“Every amateur epistemologist knows that knowledge cannot be managed. Education has always assumed that knowledge can be transferred and that we can carefully control the process through education. That is a grand illusion.” David Jonassen
While knowledge cannot be managed [at an organizational level*], we can work at managing our own knowledge. That’s what personal knowledge management (PKM) is all about. Individually we can manage information flows, make sense of them and share with others, especially people with similar interests or common goals. Enterprise “knowledge management” initiatives have not been proven to work very well and may even be irredeemably corrupted. Dave Pollard’s experience with knowledge management shows how important it is to personalize our sense-making and how futile standardized methods and practices can be:
So my conclusion this time around was that the centralized stuff we spent so much time and money maintaining was simply not very useful to most practitioners. The practitioners I talked to about PPI [Personal Productivity Improvement] said they would love to participate in PPI coaching, provided it was focused on the content on their own desktops and hard drives, and not the stuff in the central repositories.
Luis Suarez prefers the term knowledge sharing to knowledge management. If this helps us move away from central digital information repositories (Knowledge Management, Document Management, Learning Content Management Systems, Content Management Systems, etc.) then I’m all for it. I’m not advocating tearing down any existing IT infrastructure (yet); but we need to enable a parallel system that can handle the distributed nature of work in addressing complex problems, namely weaker central control and better distributed communications and decision-making.

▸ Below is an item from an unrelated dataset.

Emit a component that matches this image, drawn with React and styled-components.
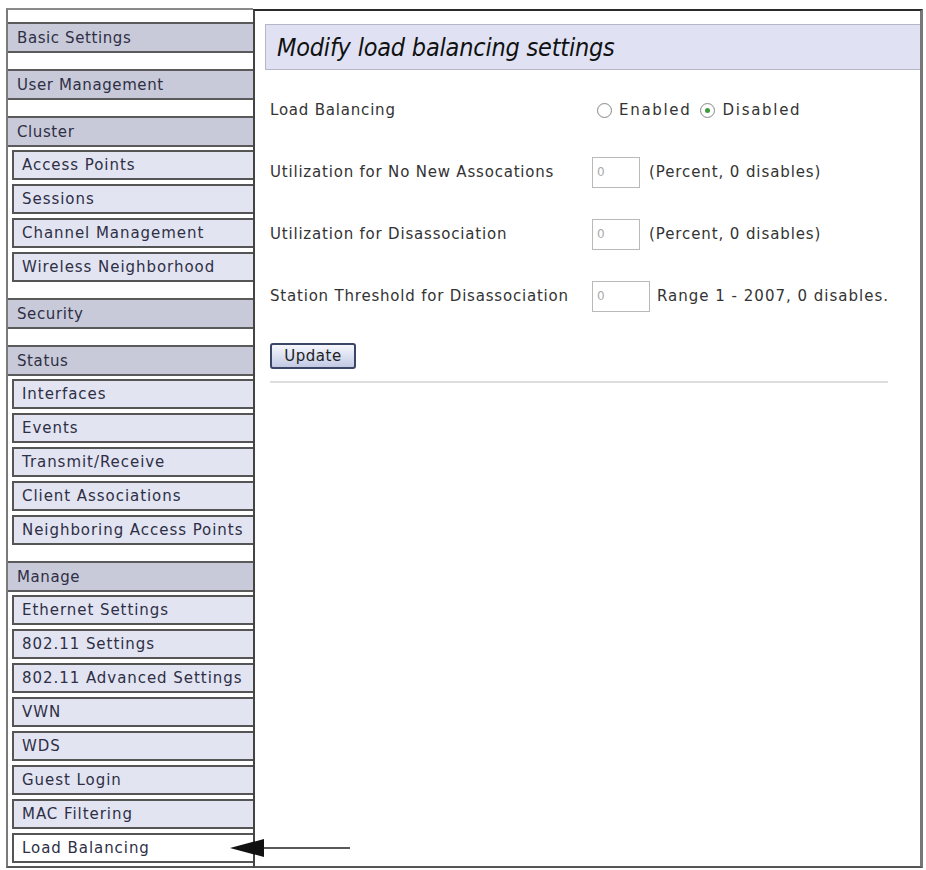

The best first step in getting work done is to help each worker develop a PKM process, with an emphasis on personal. As each person seeks information, makes sense of it through reflection and articulation, and then shares it through conversation, a distributed knowledge base is created. It’s messier and looser than traditional KM, but it’s also more robust. This is what many of us already do. If you take all the published resources of my colleagues at the Internet Time Alliance you will see a loosely connected knowledge base of thousands of assets. They can be found, sometimes by searching and frequently by asking the person who created them. We each use different systems and connect with the open protocols of the web, like RSS, hyperlinks, OPML, etc.
The way to implement organizational knowledge sharing is already visible on the edges of the workplace. Many bloggers are doing it and have been for years. All it takes is getting everyone to do some form of PKM, on their own terms. Once most everyone is seeking, sensing and especially sharing, it’s a relatively easy task to start harvesting and analyzing our collective knowledge. For instance, take what Tony Karrer has done with eLearningLearning and expand this to include social bookmarks and synthesized micro-sharing, like my weekly Friday’s Finds on Twitter.
The real value of PKM is when enough people in an organization do it and create a critical mass of diverse conversations. PKM is our part of a social learning contract that makes us better off individually and collectively. For workers to be engaged over the long term, PKM must remain personal, and the organization must use a gentle hand at all times.
Using open Web systems ensures that not only will the organization get access to valuable information flows, but workers will be able take their piece of it if they leave. A little give and take will go a long way. Allowing the tools to be portable will ensure commitment and engagement without any coercive action on the part of the organization.
The collective sharing of PKM in the enterprise has the potential to create a dynamic knowledge base for idea management that can drive innovation.